Rookie George Kontos and ageless Guillermo Mota are the righty middlemen; the former has gained Bochy's trust enough to be the first cowboy out of the chute in all seven of his appearances, while the latter has been knocked around in October. Santiago Casilla led the Giants with 25 saves but has been bumped down into the role of top righty setup man, a bit homer- and walk-prone during the regular season but strong thus far this month. Romo, the current righty closer option, compiled a sterling 63/10 K/BB ratio in 55 1/3 innings, and held righties to a .192/.229/.308 line. He has just one save this month, but blew just one out of 15 save opportunities all season.
Jim Leyland
Career W-L Postseason W-L
1,676-1,659 39-30
This is the third World Series in 21 managerial seasons for the 67-year-old Leyland, whose success with the Tigers could propel him to the Hall of Fame. The gruff-voiced, chain-smoking, spikes-wearing, mustachioed Leyland is straight out of central casting, but, with the possible exception of Kelly, he doesn't play favorites. Dirks, Berry, Garcia, Smyly and Alburquerque have all been given opportunities early and often this season, and in the last month alone, Leyland has twice shown a willingness to change horses mid-stream in order to optimize his team's performance. He abandoned the slumping Boesch and Valverde in favor of players with shorter track records but superior performance.

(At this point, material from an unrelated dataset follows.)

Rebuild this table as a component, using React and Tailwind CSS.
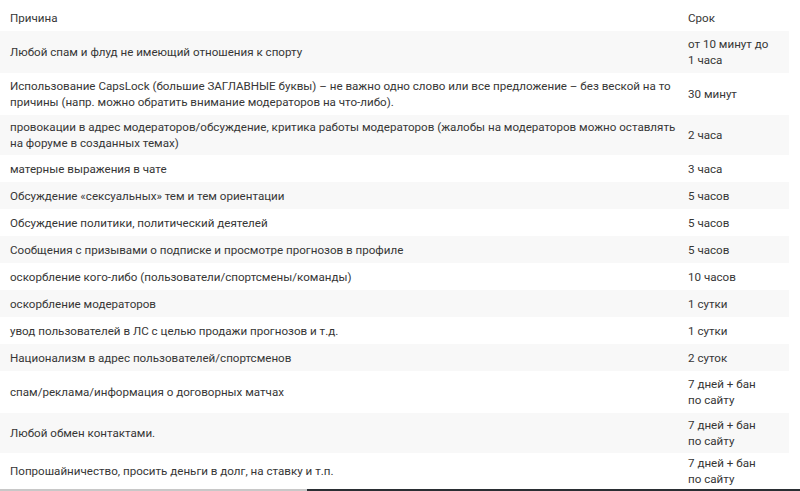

Leyland knows what he has in Verlander and is not shy about letting him throw 120 to 130 pitches per start, but he doesn't ride his pitchers indiscriminately, as evidenced by his handling of Max Scherzer in the wake of Scherzer's sore shoulder. Though Scherzer was Detroit's second-best starter in the second half of the regular season, Leyland has held him back as the team's fourth starter in each round of the playoffs and, despite his strong starts, has hooked him early when his velocity starts to wane.
Bruce Bochy
Career W-L Postseason W-L
1,454-1,444 26-25
Having guided San Francisco to its second pennant in three years, Bochy's work deserves validation as more than simply a starting pitching-driven fluke. He has succeeded despite his lineup foibles (his manipulation of Belt early in the season, and his lust for the hacktastic Sanchez in particular), a weak bench (Giant subs hit just .208/.282 /.324, the fifth-worst performance in the league) and a fondness for smallball tactics (the Giants ranked second in the league in hit-and-run attempts, fourth in stolen base attempts and tied for eighth in position player sacrifice hits).

Largely, that's because his squad is well-suited for same, with the league's second-lowest strikeout rate (17.2 percent), an above-average stolen base rate (75.2 percent) and Baserunning Runs score (4.4) and a middle-of-the-pack double play rate (2.3 percent). Those successes add up in the Giants' low-run environment, as does Bochy's deft touch with a bullpen that's not beholden to the star closer model; it's no accident the team went 30-20 in one-run games, the league's second-best record.
The big question facing Detroit coming into the World Series is how it will respond to having had six days off since sweeping the Yankees in the ALCS. The Tigers also had six days off coming into their last World Series appearance, in 2006, and lost that Series in five games. This time around, Leyland has attempted to keep his team sharp by having them play intrasquad scrimmages fleshed out by instructional league players. Historically, the number of days a team has off before the World Series has proven insignificant, with the 2008 Phillies being a recent example of a team that had six or more days off but won the Series anyway. . . . Of the ten teams to make the postseason this year, only the Tigers and Cardinals had losing records on the road, both going 38-43 (.469) away from home. Detroit scored just 4.1 runs per game away from Comerica Park this season, and its only two postseason losses thus far have come on the road. . . . As might be expected given Valverde's volatility, the Tigers have not performed well in close games this year, going 21-27 (.438) in one-run games and posting a losing record (4-5) in extra-innings. That said, they won their only extra-inning game this postseason (after a Valverde blown save forced extra frames) and are 2-1 in one-run games, though Valverde didn't pitch in either of the two wins.
The Giants' roster has undergone a fair bit of turnover since their 2010 World Series win; Posey and Sandoval are the only remaining regulars from that team (Huff is now a reserve), and Cain the only starter with more than two postseason turns this year. Whether it's attributable to Bochy's leadership or the clubhouse environment in general, this is an exceptionally resilient team. San Francisco withstood the shocking late-season loss of its hottest hitter, the suspended Melky Cabrera, by going an NL best 30-15 from August 15 onward, and survived six back-to-the-wall elimination games in the postseason, coming from down 2-games-to-0 in the best-of-five Division Series against the Reds (on the road, no less) and from down 3-games-to-1 in the best-of-seven NLCS. They can thank All-Star Game MVP Melky for that home field advantage, which could be key given the team's 51-36 record at home (including the postseason); the Tigers went 54-31 at home, 41-45 on the road.